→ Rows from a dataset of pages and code
·····
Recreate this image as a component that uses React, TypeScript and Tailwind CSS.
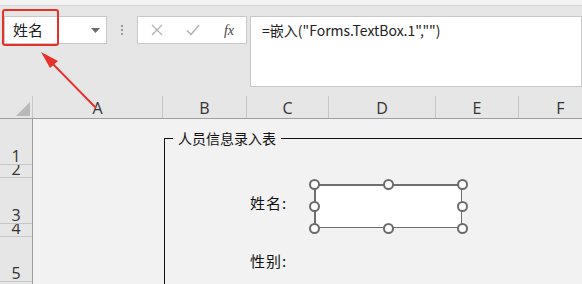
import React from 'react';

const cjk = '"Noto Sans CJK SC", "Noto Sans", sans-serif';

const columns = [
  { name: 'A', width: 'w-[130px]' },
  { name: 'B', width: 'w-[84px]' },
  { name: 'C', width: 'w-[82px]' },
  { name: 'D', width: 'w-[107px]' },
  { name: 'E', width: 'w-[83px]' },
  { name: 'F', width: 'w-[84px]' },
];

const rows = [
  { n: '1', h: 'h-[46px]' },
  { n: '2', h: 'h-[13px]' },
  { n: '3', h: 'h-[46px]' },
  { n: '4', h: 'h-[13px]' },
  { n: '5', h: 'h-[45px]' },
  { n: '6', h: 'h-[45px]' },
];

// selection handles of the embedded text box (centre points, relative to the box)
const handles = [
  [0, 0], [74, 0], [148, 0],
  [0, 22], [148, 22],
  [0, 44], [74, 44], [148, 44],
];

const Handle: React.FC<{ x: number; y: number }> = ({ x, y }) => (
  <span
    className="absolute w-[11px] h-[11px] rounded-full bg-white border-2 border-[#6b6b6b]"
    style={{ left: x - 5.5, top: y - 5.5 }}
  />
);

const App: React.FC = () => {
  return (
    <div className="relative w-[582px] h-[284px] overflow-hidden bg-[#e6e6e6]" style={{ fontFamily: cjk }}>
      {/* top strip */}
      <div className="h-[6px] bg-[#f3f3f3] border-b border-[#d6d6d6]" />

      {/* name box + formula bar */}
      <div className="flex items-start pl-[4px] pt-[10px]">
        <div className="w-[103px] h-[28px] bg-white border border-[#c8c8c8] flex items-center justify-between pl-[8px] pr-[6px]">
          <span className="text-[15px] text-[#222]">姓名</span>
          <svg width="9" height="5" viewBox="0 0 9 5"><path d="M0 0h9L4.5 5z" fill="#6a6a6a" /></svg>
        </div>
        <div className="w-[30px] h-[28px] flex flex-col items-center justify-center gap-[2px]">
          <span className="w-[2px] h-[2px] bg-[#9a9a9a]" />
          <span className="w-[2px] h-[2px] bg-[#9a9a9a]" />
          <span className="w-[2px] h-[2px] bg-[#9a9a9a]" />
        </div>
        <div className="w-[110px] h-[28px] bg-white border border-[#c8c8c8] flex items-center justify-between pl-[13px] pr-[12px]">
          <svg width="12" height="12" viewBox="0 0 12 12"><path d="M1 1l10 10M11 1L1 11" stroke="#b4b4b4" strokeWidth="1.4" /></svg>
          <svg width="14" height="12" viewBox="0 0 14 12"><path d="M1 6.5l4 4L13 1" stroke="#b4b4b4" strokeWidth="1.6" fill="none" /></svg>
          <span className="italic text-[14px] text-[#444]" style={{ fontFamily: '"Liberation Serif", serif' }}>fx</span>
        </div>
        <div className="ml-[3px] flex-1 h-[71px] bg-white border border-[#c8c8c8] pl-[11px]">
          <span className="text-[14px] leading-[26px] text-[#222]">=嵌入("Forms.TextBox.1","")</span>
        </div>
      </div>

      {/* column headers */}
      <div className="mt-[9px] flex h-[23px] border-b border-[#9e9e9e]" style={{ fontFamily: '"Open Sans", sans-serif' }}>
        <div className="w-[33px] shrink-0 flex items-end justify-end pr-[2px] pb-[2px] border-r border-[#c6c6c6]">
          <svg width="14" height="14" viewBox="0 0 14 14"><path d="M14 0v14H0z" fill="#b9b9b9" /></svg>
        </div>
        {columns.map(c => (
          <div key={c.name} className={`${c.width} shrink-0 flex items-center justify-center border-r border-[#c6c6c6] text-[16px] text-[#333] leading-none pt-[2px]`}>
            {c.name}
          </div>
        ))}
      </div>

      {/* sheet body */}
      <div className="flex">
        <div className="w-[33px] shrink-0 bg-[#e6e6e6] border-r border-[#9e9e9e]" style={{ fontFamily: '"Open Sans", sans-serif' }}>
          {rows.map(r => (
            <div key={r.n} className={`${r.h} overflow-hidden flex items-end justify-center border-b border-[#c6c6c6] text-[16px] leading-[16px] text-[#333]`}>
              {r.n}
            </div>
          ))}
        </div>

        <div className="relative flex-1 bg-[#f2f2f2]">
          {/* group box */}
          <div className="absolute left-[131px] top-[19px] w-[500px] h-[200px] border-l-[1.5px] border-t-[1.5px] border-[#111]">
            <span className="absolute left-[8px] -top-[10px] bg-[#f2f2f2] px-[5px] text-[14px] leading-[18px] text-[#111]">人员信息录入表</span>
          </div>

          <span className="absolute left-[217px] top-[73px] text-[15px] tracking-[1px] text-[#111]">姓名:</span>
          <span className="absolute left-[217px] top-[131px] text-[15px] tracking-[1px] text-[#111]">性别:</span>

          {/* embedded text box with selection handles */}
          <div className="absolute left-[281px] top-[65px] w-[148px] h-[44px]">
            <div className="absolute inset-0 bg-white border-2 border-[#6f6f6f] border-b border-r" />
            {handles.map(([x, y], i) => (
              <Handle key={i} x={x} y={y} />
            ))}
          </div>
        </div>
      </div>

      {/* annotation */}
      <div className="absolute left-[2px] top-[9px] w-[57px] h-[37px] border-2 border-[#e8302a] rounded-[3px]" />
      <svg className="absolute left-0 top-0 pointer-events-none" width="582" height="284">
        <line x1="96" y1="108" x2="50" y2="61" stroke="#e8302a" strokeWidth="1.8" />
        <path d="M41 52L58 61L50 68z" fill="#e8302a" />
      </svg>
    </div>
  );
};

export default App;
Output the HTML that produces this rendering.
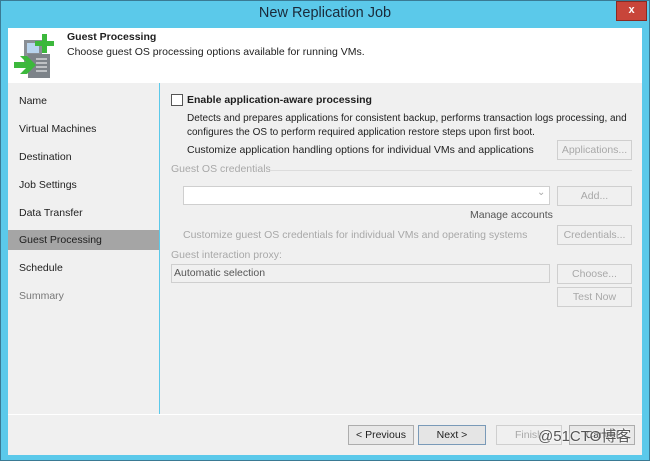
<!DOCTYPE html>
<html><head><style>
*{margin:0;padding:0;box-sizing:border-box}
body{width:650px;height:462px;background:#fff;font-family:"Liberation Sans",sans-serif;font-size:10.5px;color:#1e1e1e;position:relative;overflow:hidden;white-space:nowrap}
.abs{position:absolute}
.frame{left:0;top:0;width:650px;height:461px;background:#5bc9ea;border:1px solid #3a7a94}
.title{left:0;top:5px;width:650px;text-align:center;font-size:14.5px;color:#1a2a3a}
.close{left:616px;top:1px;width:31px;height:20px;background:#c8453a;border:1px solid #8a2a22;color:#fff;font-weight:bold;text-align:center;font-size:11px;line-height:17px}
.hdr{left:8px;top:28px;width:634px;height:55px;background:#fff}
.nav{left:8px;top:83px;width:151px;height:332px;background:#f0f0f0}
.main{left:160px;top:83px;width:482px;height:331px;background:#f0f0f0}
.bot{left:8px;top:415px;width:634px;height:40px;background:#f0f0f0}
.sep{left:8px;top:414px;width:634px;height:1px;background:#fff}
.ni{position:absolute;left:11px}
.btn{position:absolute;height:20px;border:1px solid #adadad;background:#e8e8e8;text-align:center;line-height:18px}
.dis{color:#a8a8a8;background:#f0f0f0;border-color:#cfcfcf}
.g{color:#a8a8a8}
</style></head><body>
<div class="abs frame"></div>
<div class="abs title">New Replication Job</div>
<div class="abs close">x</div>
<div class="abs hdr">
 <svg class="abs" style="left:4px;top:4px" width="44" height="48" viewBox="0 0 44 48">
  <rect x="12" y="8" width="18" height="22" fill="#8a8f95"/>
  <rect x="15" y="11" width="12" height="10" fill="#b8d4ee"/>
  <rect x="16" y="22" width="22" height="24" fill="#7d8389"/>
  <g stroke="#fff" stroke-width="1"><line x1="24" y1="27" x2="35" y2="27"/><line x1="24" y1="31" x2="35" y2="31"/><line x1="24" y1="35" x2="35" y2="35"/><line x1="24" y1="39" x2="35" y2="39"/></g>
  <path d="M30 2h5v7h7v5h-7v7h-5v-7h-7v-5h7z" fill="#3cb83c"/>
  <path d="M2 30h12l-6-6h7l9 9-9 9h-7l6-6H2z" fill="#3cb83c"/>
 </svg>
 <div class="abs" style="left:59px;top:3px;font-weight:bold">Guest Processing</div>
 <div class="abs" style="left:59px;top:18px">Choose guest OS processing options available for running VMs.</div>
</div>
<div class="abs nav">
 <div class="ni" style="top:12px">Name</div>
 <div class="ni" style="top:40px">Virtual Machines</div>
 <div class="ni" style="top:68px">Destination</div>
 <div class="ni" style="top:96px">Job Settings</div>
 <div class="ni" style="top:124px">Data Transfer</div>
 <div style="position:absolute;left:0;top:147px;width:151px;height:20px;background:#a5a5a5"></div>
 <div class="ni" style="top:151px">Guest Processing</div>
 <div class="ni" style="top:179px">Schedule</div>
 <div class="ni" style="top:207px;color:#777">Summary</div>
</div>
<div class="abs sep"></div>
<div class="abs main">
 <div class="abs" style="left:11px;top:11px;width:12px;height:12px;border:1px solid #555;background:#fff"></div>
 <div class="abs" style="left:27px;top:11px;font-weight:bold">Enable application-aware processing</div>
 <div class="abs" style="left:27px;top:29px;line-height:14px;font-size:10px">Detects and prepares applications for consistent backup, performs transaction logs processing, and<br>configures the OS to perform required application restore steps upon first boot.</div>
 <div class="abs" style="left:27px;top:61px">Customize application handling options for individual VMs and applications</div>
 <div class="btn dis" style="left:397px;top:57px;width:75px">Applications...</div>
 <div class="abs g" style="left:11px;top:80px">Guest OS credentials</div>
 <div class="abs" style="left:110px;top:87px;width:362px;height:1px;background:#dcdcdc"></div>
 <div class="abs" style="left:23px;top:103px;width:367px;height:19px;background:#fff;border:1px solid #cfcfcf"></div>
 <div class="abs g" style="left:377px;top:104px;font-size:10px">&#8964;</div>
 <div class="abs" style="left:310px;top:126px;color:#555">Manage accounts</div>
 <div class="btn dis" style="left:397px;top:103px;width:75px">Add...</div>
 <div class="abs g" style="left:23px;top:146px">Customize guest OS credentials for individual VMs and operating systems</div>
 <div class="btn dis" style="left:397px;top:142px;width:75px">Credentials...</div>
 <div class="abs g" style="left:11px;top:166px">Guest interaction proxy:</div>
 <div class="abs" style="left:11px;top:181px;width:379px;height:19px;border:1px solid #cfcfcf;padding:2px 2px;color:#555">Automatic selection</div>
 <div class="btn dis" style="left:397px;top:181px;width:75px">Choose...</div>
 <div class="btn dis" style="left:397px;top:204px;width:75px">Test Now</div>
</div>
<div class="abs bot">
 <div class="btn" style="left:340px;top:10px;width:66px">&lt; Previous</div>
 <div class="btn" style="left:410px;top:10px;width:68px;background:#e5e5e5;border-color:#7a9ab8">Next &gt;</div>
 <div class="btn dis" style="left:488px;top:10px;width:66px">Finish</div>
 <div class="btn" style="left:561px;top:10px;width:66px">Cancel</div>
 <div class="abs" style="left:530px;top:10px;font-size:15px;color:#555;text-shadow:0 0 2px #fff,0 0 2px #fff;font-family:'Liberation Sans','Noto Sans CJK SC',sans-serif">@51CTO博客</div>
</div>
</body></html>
·····
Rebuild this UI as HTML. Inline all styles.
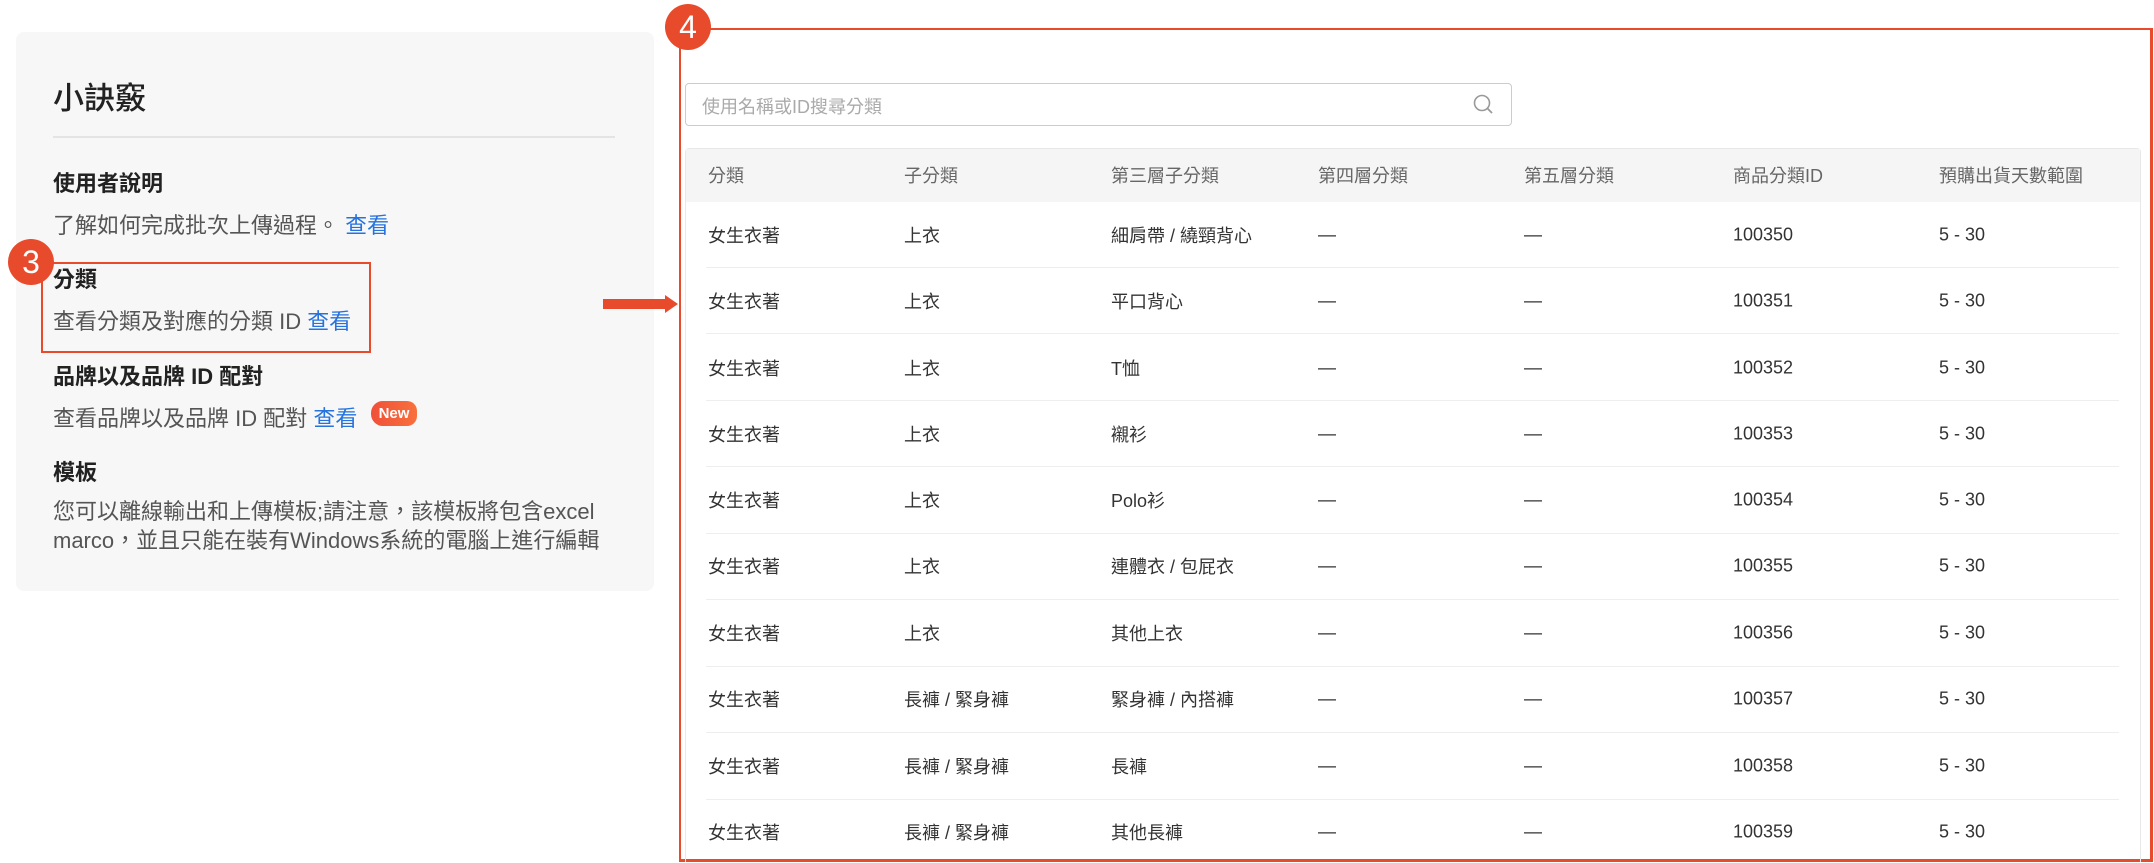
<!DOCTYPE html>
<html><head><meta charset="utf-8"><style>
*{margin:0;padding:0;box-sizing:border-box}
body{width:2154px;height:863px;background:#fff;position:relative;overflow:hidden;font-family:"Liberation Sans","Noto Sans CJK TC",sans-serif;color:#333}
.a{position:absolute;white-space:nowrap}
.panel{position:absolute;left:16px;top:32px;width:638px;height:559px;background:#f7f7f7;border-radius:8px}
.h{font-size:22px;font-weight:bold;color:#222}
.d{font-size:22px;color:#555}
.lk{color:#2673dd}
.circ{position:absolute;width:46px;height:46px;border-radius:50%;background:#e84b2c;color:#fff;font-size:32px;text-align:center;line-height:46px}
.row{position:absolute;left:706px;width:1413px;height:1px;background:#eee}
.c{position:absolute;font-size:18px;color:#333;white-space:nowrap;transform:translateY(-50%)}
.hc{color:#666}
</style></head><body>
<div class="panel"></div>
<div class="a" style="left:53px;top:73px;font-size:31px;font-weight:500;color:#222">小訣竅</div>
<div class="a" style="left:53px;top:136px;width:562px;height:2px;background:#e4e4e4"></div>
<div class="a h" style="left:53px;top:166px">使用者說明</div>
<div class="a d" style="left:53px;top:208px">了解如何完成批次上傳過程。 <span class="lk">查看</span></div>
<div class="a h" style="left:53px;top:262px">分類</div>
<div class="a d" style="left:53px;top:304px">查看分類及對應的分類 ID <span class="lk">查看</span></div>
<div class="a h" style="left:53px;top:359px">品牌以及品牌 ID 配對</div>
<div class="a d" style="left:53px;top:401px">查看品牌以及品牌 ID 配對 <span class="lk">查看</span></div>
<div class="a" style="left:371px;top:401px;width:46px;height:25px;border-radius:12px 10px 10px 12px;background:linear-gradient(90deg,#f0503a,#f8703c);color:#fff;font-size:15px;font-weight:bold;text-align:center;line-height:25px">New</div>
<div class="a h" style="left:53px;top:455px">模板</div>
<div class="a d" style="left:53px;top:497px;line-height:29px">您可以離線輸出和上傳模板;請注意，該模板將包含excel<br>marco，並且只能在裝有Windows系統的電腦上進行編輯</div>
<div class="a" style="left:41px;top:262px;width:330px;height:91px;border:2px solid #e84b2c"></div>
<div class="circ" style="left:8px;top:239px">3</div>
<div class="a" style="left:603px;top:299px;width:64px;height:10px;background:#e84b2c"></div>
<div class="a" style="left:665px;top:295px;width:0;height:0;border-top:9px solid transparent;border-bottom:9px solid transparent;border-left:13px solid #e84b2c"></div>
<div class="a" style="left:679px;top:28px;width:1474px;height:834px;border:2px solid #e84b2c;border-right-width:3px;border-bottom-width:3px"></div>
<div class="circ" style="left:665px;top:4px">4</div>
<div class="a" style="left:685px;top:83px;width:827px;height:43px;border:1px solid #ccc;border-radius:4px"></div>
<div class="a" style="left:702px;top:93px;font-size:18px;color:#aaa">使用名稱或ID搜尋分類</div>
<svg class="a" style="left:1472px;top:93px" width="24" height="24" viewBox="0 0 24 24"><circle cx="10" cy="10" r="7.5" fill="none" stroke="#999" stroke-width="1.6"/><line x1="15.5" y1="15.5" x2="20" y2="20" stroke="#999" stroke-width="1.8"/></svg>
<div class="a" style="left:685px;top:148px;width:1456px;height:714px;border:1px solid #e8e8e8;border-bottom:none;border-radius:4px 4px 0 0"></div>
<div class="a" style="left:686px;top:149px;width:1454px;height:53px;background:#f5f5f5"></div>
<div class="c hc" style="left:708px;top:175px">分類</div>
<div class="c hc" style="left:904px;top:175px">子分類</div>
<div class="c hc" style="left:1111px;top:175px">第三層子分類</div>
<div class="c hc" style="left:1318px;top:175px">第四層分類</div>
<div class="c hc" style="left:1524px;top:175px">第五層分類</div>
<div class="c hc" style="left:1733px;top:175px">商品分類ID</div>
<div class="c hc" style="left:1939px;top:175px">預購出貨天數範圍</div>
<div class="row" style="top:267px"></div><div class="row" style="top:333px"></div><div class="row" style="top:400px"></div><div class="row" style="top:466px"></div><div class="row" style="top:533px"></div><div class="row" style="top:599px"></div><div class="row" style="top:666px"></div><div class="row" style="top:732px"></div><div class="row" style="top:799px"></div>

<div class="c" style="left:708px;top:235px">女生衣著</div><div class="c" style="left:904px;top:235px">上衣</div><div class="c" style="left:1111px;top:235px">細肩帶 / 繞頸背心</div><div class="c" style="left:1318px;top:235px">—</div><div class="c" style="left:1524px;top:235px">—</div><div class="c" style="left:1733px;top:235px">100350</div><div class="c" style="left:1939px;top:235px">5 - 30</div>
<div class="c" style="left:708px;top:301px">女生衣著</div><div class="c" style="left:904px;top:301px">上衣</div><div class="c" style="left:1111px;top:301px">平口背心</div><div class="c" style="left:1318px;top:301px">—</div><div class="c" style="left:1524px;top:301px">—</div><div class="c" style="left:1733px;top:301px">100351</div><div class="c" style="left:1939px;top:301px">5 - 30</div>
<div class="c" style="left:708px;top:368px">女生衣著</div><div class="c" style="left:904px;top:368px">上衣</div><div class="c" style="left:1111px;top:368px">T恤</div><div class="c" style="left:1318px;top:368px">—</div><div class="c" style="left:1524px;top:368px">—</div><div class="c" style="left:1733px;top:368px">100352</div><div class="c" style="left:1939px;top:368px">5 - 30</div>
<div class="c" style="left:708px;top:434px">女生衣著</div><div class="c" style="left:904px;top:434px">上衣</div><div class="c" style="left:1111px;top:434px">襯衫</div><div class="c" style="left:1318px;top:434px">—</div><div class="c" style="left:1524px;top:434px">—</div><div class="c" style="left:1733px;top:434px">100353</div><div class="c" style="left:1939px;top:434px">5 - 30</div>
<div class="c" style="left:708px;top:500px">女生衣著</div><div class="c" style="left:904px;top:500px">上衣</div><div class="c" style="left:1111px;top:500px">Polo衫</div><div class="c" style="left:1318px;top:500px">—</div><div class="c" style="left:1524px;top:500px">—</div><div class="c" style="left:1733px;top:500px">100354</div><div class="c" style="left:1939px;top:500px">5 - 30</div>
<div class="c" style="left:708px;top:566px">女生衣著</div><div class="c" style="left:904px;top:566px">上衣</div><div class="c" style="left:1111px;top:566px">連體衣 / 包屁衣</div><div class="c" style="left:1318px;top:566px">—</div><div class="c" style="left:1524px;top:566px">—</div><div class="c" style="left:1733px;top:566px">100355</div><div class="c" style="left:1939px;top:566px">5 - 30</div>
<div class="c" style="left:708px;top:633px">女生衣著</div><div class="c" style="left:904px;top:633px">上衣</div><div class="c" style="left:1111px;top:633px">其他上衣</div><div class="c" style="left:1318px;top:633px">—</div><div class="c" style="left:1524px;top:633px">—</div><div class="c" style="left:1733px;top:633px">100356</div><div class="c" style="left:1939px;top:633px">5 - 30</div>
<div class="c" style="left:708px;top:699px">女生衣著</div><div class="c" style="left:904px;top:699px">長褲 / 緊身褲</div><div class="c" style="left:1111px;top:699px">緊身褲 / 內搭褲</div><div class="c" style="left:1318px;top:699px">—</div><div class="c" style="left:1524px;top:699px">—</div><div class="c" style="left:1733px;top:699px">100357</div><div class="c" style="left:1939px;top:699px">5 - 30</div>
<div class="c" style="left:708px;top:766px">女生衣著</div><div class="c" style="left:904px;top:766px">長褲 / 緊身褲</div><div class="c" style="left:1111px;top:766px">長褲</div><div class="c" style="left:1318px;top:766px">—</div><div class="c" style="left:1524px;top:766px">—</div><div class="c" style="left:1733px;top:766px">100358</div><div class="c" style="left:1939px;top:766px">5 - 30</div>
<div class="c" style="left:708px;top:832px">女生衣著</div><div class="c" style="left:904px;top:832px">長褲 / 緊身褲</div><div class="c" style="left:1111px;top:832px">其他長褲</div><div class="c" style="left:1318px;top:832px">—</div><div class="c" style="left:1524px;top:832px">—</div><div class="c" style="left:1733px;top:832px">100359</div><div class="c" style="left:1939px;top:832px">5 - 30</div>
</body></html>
·····
→ To be done
Find every line containing the word "React", then give the total and nothing more.

→ The answer
4